LD: How did you first become interested in litigation finance?

KD: I became aware of the litigation financing industry over a decade ago after I started working for a Swiss law firm, when I was involved in seeking funding for a client’s case. I followed developments casually after that, and then with more focus when I co-authored the chapter on Switzerland for the comprehensive Handbook on Third-Party Funding in International Arbitration. Two of my former law firm colleagues eventually landed at Nivalion, providing me with further insights from the funder perspective. The more I learned about litigation finance, the more convinced I became that it would provide an excellent opportunity to combine and apply my years of experience as a U.S. commercial litigator and as an international arbitration practitioner within a business and finance setting.   

LD: What do you like about this type of work?

KD: It has been very interesting to return to my roots as a U.S. litigator, getting back up to speed on recent developments in civil procedure as well as the substantive areas of law at issue in the matters we consider funding. It is also satisfying to be able to apply my years of experience in international commercial and treaty arbitrations in assessing a wide variety of cases – quite a change after spending years focusing on a small number of cases at a time as they proceed from the filing of the arbitration request to the evidentiary hearing and post-hearing briefs. I enjoy meeting and discussing cases with potential clients, their legal counsel and the external experts Nivalion retains to assist us in our due diligence prior to agreeing to fund a matter.

LD: Please discuss your career path. What earlier led to an interest in litigation?

KD: While in law school, I had little interest in joining a corporate law firm. After a U.S. Federal District Court clerkship, I went to a small law firm that specialized in bringing discrimination claims. That gave me the chance to immediately second-chair trials, but I eventually missed the breadth of cases I had seen while clerking. I also had significant undergraduate and law school debt. The result was what I thought would be a couple of years in the commercial litigation group of a large firm, but I quickly found that I loved the work, my colleagues and our clients. I stayed, became a partner, and would have remained if not for personal circumstances (a binational relationship) that motivated me to look for work in Switzerland. As an experienced U.S. litigator, I found my skills were in demand at a large Swiss law firm that had a thriving international arbitration practice, with many cases involving U.S. or UK opposing counsel. Again, I found I loved the work, and I stayed. Yet after over a decade working in international arbitration, I realized I was not ready to end my career without trying something new. Litigation finance – as Head of the Americas for Nivalion – was a perfect next step, allowing me to combine the experience and skills gained throughout my career.       
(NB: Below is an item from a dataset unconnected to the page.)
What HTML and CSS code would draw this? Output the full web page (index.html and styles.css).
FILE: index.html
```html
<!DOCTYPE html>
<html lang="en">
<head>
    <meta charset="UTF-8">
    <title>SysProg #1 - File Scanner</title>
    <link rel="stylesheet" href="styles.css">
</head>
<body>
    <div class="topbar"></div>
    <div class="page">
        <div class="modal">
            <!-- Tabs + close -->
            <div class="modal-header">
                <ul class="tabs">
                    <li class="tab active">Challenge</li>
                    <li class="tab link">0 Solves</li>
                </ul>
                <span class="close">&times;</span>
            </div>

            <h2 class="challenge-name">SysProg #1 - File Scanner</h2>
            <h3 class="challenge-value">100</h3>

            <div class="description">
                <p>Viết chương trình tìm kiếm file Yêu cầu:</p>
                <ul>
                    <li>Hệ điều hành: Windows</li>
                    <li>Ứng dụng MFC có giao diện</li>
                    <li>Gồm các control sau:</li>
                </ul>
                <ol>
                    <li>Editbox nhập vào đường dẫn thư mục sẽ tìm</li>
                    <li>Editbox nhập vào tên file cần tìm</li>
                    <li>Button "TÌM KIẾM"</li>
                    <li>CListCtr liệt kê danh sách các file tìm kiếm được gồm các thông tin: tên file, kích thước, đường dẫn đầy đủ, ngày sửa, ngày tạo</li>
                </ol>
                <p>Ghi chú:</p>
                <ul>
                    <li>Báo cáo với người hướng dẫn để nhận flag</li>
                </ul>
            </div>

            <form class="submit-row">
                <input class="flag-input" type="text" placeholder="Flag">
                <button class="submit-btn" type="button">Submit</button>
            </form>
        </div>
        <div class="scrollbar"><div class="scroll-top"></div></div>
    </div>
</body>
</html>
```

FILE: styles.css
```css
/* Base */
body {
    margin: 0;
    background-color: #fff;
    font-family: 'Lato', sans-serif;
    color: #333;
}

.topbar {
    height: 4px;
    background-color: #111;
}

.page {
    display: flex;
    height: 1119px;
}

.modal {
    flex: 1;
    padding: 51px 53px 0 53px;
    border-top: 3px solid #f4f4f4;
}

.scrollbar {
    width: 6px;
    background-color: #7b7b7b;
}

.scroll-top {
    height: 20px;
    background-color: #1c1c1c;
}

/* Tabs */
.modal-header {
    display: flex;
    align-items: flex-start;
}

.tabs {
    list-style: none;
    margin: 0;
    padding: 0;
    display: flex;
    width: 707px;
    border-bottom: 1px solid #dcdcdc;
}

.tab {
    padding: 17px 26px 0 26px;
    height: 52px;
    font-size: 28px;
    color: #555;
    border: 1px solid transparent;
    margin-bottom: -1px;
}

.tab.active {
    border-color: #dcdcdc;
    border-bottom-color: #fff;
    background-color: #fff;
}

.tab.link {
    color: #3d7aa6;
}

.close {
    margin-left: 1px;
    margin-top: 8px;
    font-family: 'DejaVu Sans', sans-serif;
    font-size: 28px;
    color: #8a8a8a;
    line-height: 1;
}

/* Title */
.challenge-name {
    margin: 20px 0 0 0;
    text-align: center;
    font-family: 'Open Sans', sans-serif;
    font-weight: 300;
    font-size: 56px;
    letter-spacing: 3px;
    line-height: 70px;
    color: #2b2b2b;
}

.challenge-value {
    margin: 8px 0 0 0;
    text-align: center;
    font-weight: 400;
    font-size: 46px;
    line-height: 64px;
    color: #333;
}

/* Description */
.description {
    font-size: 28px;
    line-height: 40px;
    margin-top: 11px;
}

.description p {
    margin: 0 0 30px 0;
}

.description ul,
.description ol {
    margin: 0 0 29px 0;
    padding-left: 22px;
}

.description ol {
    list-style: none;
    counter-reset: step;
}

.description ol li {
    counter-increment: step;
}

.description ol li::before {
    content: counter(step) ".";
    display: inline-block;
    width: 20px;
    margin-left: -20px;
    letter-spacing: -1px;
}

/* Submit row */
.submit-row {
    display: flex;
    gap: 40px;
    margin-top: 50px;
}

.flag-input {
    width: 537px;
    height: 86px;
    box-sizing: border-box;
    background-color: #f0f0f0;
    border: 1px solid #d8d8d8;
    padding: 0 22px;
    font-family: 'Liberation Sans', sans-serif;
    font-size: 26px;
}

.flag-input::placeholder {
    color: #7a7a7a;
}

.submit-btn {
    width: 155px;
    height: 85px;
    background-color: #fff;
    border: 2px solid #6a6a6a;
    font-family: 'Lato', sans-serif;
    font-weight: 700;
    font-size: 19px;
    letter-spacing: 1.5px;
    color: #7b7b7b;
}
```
LD: What advice do you have now for current students or young professionals?

KD: Keep in mind that your career will span decades. Long-term goals may require experience that can only be gained by accepting positions you may not think are an ideal fit. Alternatively, a position you think may not be ideal may surprise you, either because it turns out to be a good fit or because it opens doors to new opportunities you had not considered. Even if you don’t see yourself working in a law firm forever, hands-on experience in the trenches will likely be invaluable in later in-house legal or corporate positions, including in litigation finance.

LD: What advice would you give potential clients in terms of how to most productively work with an outside advisor?
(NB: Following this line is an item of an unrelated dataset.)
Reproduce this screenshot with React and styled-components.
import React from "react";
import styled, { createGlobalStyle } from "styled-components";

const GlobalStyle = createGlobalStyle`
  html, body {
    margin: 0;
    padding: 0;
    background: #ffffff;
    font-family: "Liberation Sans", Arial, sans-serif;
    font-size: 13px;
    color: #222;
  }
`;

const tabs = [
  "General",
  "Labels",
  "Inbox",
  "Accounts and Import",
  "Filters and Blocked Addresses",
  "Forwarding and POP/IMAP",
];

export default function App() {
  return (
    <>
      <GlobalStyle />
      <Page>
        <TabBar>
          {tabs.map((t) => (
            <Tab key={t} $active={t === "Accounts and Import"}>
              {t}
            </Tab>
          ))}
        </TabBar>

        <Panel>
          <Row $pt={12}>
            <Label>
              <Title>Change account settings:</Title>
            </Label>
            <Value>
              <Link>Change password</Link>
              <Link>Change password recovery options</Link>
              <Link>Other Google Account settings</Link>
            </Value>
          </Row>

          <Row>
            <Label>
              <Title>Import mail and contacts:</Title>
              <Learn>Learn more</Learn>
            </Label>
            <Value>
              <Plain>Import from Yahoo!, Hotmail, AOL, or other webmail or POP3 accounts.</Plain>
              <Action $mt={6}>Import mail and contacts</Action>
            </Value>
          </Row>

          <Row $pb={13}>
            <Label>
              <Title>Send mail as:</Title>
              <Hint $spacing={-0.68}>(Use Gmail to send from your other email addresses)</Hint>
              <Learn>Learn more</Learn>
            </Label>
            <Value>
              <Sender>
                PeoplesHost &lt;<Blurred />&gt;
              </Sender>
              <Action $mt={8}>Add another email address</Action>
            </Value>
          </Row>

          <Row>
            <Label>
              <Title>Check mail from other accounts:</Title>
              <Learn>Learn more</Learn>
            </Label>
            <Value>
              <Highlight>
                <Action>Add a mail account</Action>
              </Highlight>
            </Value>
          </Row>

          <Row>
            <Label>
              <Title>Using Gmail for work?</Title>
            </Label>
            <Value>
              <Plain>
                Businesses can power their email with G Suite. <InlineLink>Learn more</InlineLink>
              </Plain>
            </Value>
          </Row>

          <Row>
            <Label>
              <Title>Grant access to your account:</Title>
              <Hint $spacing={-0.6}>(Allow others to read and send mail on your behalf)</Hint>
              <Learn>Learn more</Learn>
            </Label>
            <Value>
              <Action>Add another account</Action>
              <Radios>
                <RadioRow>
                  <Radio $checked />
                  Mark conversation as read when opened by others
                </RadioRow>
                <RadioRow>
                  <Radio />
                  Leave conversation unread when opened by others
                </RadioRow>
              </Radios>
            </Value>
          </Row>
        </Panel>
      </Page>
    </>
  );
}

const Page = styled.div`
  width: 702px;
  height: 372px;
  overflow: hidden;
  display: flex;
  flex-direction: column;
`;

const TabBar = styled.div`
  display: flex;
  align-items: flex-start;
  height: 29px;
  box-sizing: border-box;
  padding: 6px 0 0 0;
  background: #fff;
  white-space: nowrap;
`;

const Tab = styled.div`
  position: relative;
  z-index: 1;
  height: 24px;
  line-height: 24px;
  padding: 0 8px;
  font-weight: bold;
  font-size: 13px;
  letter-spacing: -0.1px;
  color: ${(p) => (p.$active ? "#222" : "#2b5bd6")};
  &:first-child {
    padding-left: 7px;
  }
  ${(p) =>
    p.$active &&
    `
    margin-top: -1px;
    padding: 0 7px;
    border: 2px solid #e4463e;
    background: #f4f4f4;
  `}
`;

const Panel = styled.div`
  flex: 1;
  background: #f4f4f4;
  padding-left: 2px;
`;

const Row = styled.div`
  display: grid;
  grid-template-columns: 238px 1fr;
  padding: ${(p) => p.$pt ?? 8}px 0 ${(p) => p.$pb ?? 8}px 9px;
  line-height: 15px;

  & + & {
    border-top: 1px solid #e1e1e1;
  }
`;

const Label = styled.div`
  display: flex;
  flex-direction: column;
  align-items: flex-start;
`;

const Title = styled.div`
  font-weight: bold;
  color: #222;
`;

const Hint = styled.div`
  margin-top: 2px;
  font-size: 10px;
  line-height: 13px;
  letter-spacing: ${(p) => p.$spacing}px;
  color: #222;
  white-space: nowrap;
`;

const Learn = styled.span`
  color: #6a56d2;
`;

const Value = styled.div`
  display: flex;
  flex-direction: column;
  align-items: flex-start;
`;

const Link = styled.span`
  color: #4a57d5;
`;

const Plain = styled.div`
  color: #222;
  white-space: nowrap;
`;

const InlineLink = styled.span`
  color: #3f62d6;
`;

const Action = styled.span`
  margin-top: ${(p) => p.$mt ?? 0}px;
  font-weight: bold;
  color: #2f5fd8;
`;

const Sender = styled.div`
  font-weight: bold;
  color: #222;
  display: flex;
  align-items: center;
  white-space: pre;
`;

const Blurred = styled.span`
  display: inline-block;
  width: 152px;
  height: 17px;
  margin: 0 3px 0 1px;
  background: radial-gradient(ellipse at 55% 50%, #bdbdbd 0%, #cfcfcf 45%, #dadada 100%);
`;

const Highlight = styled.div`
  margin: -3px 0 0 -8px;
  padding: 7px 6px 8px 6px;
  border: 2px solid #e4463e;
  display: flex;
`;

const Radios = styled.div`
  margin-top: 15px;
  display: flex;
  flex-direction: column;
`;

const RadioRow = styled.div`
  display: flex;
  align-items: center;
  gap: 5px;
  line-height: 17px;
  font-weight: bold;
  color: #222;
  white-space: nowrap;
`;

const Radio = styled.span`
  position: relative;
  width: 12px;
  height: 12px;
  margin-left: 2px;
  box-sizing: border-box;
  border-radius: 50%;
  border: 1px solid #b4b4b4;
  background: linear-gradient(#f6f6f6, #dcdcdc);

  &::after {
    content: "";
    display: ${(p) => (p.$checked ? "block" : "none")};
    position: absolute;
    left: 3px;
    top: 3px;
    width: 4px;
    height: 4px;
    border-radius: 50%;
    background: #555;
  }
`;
KD: Litigation funders lose their investment if the case does not succeed, so a case has to be strong to be eligible for funding. Parties and lawyers who are seeking litigation financing should be prepared to “sell” the matter with a solid case analysis (including quantum and enforceability), a convincing litigation strategy and a realistic estimated budget. This may require retaining technical or damages experts prior to obtaining funding, for example in patent infringement cases. Applicants should also welcome probing questions: the process sometimes reveals weaknesses in the case or issues that had not been considered while there is still time to remedy them.    

LD: What do you do for fun when you’re outside the office?

KD: In my daily life, I enjoy cooking or gardening after a day spent in front of a computer screen. A perfect winter weekend includes Alpine skiing or snowshoeing. In the summer, you’ll find me swimming in a nearby lake or in the Aare river under the Swiss Parliament building in Berne.